━━━ Dataset extract

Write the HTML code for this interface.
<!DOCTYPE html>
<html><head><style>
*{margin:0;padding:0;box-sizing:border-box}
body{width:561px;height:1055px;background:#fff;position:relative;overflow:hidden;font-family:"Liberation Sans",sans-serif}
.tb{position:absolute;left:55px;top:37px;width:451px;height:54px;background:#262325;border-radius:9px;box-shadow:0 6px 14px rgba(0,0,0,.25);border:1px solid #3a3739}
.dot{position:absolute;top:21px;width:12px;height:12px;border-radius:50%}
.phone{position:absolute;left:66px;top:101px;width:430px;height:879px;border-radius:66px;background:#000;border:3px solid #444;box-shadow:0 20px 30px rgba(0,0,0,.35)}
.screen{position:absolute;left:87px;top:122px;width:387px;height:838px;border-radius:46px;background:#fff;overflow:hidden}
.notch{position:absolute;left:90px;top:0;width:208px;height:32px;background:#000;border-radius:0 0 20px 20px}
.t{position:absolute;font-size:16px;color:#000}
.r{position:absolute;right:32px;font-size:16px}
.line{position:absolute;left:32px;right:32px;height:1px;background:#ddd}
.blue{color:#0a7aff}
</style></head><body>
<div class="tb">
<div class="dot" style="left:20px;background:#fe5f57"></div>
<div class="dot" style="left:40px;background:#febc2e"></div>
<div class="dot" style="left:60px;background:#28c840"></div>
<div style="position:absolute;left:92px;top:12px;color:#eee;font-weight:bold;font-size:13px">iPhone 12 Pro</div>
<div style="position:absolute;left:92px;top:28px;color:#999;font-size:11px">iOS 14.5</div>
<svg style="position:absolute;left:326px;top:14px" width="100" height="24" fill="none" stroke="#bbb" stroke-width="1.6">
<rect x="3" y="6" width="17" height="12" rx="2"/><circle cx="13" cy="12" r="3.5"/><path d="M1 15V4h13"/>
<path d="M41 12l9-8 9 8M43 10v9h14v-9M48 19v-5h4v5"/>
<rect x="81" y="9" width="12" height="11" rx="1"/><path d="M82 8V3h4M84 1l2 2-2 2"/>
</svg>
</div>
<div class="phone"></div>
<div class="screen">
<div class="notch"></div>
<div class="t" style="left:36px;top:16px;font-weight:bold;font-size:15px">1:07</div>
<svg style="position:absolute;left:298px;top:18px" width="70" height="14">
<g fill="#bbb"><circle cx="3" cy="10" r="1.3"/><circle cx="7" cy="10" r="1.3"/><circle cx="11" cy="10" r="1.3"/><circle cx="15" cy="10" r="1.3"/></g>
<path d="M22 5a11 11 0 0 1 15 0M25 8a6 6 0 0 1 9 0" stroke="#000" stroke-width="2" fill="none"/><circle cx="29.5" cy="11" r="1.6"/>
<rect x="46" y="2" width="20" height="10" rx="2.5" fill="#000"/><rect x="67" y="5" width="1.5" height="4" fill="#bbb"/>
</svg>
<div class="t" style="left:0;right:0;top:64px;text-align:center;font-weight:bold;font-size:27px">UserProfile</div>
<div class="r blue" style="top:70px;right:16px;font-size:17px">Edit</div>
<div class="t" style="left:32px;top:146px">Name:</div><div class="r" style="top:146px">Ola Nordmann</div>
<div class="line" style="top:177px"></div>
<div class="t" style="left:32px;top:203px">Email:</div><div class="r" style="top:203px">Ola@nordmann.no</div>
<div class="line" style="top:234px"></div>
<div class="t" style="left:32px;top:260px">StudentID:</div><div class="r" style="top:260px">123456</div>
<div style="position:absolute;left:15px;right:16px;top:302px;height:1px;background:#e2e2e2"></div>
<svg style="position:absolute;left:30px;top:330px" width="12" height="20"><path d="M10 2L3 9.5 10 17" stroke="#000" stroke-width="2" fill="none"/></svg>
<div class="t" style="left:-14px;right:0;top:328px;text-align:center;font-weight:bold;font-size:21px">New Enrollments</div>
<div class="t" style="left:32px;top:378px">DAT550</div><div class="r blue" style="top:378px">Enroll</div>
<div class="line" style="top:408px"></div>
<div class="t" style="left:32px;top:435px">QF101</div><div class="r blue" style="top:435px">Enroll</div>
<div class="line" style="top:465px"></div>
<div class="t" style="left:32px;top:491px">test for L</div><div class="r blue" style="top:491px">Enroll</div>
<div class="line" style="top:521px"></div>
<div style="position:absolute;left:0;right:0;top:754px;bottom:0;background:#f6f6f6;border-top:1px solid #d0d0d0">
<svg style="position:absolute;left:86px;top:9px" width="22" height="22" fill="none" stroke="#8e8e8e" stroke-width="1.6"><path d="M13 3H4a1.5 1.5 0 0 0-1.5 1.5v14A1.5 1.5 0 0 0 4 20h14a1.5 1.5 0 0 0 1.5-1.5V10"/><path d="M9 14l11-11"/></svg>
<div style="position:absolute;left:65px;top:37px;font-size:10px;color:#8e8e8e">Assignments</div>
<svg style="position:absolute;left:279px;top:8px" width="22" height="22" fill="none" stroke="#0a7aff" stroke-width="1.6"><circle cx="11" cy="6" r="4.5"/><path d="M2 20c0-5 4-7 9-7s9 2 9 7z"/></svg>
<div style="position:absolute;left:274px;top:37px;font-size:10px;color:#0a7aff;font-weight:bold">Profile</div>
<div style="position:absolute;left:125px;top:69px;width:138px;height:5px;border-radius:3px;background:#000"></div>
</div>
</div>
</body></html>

━━━━━━
━━━ Dataset extract

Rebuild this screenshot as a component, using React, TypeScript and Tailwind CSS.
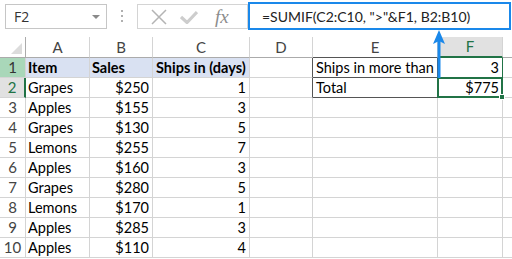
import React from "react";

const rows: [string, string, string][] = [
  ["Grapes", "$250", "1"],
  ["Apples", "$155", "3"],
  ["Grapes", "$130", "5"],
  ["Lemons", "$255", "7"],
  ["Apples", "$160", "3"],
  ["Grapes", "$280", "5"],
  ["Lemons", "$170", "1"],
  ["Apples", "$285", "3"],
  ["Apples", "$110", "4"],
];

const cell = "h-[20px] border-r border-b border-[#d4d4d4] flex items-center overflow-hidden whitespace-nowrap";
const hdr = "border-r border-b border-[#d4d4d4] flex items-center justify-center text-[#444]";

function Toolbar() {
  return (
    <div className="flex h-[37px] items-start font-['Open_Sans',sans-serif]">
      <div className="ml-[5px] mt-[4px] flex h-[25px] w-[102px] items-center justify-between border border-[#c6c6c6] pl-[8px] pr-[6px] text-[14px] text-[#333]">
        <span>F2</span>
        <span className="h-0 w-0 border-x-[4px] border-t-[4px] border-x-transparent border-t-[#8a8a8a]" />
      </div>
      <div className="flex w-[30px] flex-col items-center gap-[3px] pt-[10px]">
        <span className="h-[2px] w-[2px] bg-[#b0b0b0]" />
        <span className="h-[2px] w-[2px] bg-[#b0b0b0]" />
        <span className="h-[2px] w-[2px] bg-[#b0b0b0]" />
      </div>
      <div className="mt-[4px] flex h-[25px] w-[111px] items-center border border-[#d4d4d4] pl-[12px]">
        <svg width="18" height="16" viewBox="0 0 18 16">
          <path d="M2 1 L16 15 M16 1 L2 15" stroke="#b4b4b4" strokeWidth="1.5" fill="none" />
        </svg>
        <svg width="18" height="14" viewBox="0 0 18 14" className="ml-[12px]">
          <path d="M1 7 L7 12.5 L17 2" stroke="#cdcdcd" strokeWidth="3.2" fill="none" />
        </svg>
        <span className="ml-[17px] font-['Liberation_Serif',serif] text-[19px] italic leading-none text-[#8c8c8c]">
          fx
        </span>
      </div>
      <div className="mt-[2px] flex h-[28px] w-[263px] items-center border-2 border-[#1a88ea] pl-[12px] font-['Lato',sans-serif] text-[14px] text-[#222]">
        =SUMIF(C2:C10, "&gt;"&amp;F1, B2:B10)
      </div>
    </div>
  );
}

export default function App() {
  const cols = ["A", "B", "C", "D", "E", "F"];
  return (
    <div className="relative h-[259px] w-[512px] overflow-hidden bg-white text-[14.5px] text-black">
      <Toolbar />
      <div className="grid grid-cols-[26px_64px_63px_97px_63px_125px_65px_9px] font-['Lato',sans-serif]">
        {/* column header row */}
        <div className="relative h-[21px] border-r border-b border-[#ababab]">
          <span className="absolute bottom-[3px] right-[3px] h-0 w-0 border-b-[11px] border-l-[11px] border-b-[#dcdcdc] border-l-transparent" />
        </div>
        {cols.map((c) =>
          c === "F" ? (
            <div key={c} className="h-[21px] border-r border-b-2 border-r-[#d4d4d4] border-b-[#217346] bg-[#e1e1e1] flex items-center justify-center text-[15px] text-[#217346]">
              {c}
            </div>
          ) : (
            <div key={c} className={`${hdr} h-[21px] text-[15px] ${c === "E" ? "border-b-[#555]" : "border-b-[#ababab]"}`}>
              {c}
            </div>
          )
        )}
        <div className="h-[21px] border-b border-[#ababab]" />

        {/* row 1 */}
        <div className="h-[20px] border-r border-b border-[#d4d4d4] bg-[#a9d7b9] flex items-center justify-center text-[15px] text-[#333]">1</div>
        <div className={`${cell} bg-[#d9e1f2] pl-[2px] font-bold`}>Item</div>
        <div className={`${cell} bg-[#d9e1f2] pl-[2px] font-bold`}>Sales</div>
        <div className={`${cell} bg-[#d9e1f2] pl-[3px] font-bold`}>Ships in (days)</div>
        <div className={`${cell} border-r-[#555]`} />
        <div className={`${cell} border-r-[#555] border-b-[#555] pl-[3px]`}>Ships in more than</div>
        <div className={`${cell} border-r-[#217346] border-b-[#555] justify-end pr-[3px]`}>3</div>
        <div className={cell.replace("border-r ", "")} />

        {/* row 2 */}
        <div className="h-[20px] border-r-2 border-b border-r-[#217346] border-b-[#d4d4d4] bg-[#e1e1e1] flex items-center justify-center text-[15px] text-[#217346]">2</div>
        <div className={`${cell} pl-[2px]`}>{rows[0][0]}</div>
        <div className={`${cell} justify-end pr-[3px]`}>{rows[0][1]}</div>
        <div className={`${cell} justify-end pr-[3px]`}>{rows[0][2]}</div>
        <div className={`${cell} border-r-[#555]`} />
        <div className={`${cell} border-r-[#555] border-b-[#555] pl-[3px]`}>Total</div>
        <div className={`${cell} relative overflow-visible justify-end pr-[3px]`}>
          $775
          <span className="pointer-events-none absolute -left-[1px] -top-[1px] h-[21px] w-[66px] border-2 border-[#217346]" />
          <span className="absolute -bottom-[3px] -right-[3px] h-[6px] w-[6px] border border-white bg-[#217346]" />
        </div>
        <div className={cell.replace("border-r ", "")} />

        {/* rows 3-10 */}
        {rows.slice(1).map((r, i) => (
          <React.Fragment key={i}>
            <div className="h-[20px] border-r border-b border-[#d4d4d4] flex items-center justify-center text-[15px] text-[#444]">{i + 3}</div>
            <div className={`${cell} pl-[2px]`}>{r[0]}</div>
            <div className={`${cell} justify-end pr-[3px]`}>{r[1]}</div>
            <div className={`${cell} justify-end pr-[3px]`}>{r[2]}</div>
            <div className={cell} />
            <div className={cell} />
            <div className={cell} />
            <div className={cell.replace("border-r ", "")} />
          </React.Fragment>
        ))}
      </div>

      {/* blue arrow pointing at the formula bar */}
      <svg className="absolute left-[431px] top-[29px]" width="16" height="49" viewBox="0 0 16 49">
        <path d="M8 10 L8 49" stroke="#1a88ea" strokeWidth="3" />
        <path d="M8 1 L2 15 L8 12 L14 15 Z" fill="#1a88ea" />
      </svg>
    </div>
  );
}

━━━━━━
━━━ Dataset extract

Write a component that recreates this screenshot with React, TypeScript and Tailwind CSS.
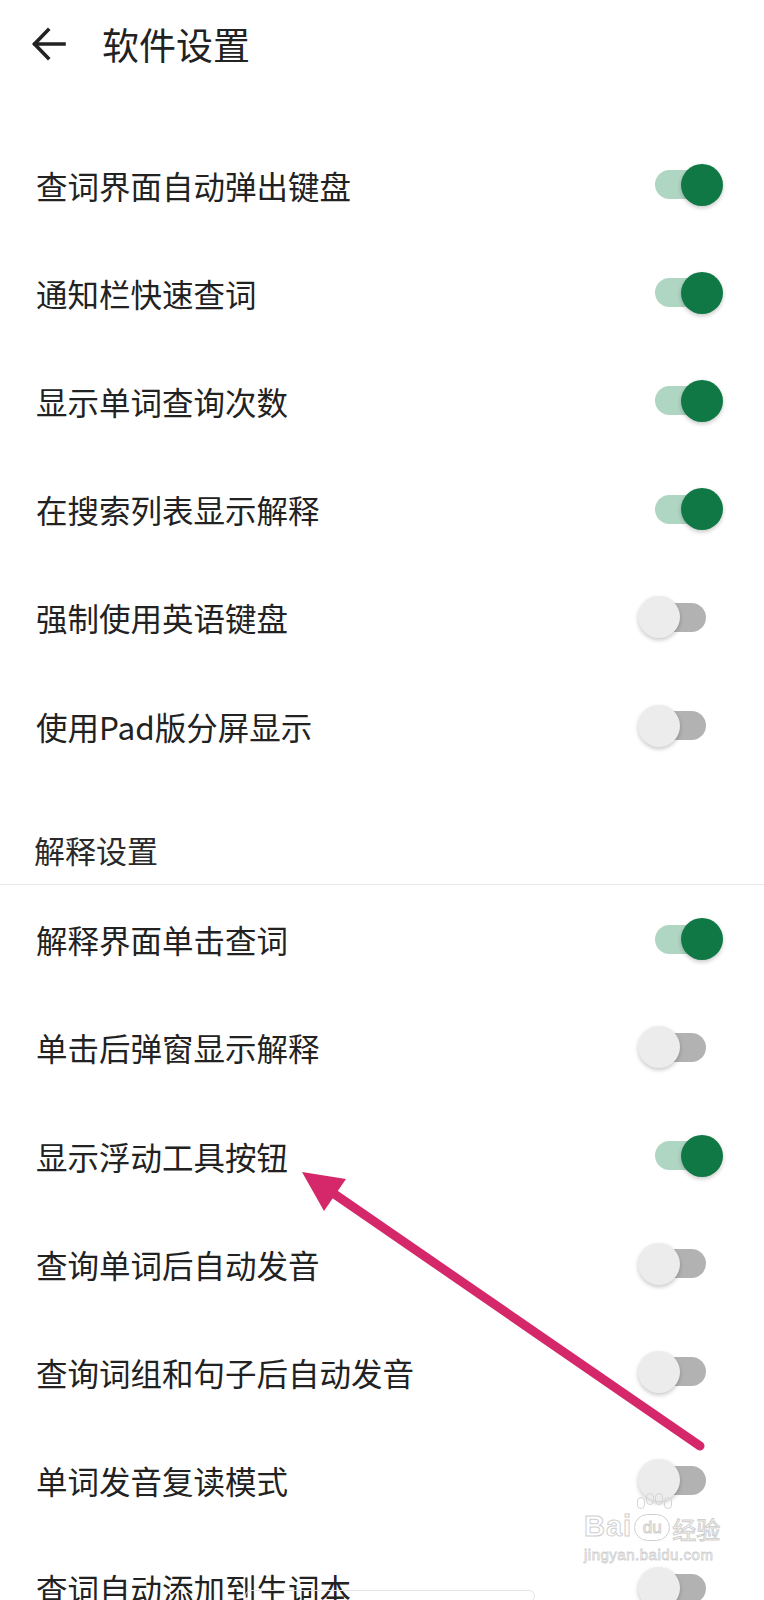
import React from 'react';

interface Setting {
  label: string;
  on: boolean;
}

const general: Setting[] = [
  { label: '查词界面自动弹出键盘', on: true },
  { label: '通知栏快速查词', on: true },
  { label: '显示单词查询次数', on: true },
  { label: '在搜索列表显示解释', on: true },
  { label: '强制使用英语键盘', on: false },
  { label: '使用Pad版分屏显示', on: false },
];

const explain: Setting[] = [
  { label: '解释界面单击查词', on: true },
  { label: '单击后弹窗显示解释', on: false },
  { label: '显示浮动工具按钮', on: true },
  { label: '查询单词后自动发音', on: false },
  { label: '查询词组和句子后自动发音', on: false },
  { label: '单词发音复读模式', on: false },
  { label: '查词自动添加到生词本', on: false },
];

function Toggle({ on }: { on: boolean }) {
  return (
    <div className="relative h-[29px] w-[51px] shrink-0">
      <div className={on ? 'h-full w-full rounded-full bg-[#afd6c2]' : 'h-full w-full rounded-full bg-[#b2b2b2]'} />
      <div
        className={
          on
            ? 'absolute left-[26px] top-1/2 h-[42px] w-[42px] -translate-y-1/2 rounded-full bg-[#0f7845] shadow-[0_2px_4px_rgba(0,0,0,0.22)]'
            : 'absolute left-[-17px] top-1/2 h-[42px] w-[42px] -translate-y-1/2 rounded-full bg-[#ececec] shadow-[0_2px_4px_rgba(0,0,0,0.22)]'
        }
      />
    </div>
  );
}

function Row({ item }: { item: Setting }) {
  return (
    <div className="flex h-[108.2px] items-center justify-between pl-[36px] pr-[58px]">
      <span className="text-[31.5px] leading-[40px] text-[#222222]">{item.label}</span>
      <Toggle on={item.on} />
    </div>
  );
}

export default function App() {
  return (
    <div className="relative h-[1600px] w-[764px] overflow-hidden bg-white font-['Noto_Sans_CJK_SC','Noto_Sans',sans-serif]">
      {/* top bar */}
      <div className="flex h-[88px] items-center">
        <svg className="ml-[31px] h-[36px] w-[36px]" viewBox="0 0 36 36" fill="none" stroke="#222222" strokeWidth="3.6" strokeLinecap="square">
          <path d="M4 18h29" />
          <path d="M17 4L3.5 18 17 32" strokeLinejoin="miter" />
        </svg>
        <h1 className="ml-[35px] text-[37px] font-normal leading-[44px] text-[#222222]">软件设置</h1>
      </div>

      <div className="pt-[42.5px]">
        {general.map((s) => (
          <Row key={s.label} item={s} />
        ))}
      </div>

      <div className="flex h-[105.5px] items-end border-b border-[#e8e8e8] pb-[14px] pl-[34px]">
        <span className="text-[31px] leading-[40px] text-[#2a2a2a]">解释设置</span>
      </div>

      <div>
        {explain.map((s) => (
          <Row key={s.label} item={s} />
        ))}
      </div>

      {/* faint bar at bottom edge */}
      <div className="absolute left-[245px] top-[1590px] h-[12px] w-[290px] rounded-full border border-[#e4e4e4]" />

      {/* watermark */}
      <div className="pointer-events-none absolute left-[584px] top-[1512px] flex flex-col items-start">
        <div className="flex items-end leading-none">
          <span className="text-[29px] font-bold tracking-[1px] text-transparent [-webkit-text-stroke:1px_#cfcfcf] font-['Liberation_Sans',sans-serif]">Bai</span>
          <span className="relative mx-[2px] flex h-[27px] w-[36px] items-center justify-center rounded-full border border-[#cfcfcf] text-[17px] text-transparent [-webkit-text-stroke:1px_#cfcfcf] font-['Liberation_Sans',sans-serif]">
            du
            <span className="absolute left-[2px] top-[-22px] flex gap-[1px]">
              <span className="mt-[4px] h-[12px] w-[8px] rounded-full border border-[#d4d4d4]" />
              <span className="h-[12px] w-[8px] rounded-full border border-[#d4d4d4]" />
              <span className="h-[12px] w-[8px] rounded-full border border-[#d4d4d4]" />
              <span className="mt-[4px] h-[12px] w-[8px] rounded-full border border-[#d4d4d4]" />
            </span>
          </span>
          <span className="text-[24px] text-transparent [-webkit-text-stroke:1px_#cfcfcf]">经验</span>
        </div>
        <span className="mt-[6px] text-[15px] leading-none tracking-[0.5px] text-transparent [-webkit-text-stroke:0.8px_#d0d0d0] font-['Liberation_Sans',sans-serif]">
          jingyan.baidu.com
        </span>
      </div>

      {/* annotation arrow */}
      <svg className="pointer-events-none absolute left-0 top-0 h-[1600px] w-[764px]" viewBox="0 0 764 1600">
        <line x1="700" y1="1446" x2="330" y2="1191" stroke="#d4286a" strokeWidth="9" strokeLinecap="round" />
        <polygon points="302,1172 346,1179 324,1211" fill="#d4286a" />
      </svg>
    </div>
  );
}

━━━━━━

Problem description
All lines in the data that contain the word "Write" should be copied.

Complete response
Write the HTML code for this interface.
Write a component that recreates this screenshot with React, TypeScript and Tailwind CSS.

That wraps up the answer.